It's only one start, but that's the Lucas Giolito that White Sox fans expected to see this season

Share

The preseason expectations and the results have been drastically different for Lucas Giolito.

Expected to be the best pitcher on the White Sox starting staff, Giolito hasn’t come too close to that title, instead heading into Friday’s doubleheader with the most earned runs allowed of any pitcher in baseball. His walk total has been among the highest in the game all year long, too. And the calls from social media to send him down to Triple-A haven’t been at all infrequent.

But Friday, White Sox fans got a glimpse at what they expected, a look at the guy who earned so much hype with a strong September last season and a dominant spring training.

It wasn’t a performance that would make any reasonable baseball person’s jaw drop. But it was the best Giolito has looked this season. He still allowed four runs on seven hits — as mentioned, not a Cy Young type outing — but he struck out a season-high eight batters. Prior to giving up the back-to-back singles to start the eighth inning that brought an end to his evening, he’d surrendered just two runs.

Most importantly he walked just two guys and didn’t seem to struggle with his command at all. That’s a big deal for a pitcher who had 45 walks to his name prior to Friday.

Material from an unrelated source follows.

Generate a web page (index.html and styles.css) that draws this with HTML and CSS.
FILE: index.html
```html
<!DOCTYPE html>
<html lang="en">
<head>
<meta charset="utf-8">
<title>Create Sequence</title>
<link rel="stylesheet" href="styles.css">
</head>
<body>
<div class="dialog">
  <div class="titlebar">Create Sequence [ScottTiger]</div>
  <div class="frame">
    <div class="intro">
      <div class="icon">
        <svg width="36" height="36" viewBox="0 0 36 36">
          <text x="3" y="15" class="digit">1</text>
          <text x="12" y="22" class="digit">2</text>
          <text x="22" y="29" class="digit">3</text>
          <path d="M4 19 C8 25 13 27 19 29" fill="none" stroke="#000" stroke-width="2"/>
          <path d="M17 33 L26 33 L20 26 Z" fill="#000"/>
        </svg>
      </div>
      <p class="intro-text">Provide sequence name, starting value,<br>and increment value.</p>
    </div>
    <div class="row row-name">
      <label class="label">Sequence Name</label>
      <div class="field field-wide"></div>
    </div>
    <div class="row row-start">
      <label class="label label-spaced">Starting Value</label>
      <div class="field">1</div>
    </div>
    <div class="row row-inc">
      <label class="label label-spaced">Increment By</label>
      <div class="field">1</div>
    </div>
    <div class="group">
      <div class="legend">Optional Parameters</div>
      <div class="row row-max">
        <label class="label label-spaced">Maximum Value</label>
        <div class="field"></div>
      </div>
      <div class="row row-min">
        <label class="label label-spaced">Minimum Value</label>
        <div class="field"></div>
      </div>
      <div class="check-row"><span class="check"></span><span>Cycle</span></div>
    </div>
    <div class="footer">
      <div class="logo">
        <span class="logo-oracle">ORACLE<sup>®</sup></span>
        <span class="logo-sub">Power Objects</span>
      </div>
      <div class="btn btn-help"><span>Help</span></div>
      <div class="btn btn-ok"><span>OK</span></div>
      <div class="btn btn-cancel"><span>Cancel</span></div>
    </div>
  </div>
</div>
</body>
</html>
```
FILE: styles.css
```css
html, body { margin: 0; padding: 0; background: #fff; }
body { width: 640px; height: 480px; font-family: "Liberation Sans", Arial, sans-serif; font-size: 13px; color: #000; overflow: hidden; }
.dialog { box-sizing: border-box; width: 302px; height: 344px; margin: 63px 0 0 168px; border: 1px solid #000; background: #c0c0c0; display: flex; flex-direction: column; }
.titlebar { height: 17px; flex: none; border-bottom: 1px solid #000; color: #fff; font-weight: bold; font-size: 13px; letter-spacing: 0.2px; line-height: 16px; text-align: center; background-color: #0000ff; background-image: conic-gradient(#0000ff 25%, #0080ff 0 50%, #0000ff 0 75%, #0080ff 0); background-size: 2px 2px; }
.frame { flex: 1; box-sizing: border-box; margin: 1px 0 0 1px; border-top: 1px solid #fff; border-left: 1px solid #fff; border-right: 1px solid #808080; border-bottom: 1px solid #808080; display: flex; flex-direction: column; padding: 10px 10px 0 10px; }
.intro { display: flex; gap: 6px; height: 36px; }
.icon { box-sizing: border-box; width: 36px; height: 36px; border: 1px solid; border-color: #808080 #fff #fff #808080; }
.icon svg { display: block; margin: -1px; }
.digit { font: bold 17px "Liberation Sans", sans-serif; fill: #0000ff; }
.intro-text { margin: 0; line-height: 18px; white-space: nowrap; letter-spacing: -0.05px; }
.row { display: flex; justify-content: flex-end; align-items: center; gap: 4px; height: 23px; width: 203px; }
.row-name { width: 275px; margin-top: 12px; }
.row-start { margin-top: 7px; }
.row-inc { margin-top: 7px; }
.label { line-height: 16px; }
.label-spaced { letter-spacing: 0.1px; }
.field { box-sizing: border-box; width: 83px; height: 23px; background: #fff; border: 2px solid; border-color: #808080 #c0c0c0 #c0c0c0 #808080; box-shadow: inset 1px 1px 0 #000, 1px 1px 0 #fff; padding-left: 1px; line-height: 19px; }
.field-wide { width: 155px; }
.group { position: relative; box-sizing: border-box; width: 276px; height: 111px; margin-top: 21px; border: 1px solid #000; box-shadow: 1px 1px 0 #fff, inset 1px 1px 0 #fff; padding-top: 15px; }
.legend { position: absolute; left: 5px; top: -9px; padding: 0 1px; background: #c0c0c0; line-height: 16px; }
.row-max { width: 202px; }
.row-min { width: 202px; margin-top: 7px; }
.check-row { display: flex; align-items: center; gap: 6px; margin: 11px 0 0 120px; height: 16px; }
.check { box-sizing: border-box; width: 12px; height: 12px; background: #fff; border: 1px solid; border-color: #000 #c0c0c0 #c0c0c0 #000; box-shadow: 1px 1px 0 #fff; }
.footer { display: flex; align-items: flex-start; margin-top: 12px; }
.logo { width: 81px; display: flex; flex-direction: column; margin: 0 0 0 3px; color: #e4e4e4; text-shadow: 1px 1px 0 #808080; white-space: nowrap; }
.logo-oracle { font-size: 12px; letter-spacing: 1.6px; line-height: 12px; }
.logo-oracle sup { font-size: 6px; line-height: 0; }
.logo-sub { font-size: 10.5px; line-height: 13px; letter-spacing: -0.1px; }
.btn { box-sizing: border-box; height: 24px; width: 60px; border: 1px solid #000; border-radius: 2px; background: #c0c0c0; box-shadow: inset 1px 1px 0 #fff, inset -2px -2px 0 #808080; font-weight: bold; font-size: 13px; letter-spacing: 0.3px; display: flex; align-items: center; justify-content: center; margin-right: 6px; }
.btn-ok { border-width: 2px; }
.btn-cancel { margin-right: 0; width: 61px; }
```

“You know it was a tough eighth inning, but throughout the whole game, I felt in sync,” Giolito said. “(Catcher Omar Narvaez) and I were working really well, finally commanding the fastball the way I should. Definitely the best I felt out there this year, for sure. Velocity was up a tick. Just felt right, felt in sync. Just competed from there.”

Confidence has never left Giolito throughout the poor results, and he’s talked after every start about getting back on the horse and giving it another try. Consistently working in between starts, things finally seemed to click Friday night.

“It all worked today,” manager Rick Renteria said. “(Pitching coach Don Cooper) says that every bullpen has gotten better, from the beginning to this point. He sees progress. The velocity that he showed today was something that Coop was seeing in his work. You can see that his delivery is continuing to improve. He was trusting himself, really attacking the strike zone, trusted his breaking ball today when he need to and just tried to command as much as he could. Did a nice job.”

Giolito went through this kind of thing last year, when he started off poorly at Triple-A Charlotte with a 5.40 ERA through his first 16 starts. But then things got better, with Giolito posting a 2.78 ERA over his final eight starts with the Knights before getting called up to the big leagues.

This was just one start, of course, but perhaps he can follow a similar formula this year, too, going from a rough beginning to figuring things out.

“I’m not trying to tinker or think about mechanics anymore,” he said. “It’s about flow, getting out there and making pitches. We were able to do that for the most part.

“I’ll watch video and see certain things, and I have little cues here and there. But I’m not going to go and overanalyze things and nitpick at certain stuff anymore. It’s about going there and having fun and competing.”

Maybe that’s the secret. Or maybe this is simply a brief flash of brilliance in the middle of a tough first full season in the bigs.

Whatever it was, it was the best we’ve seen of Giolito during the 2018 campaign. And it was far more like what was expected back before that campaign got going.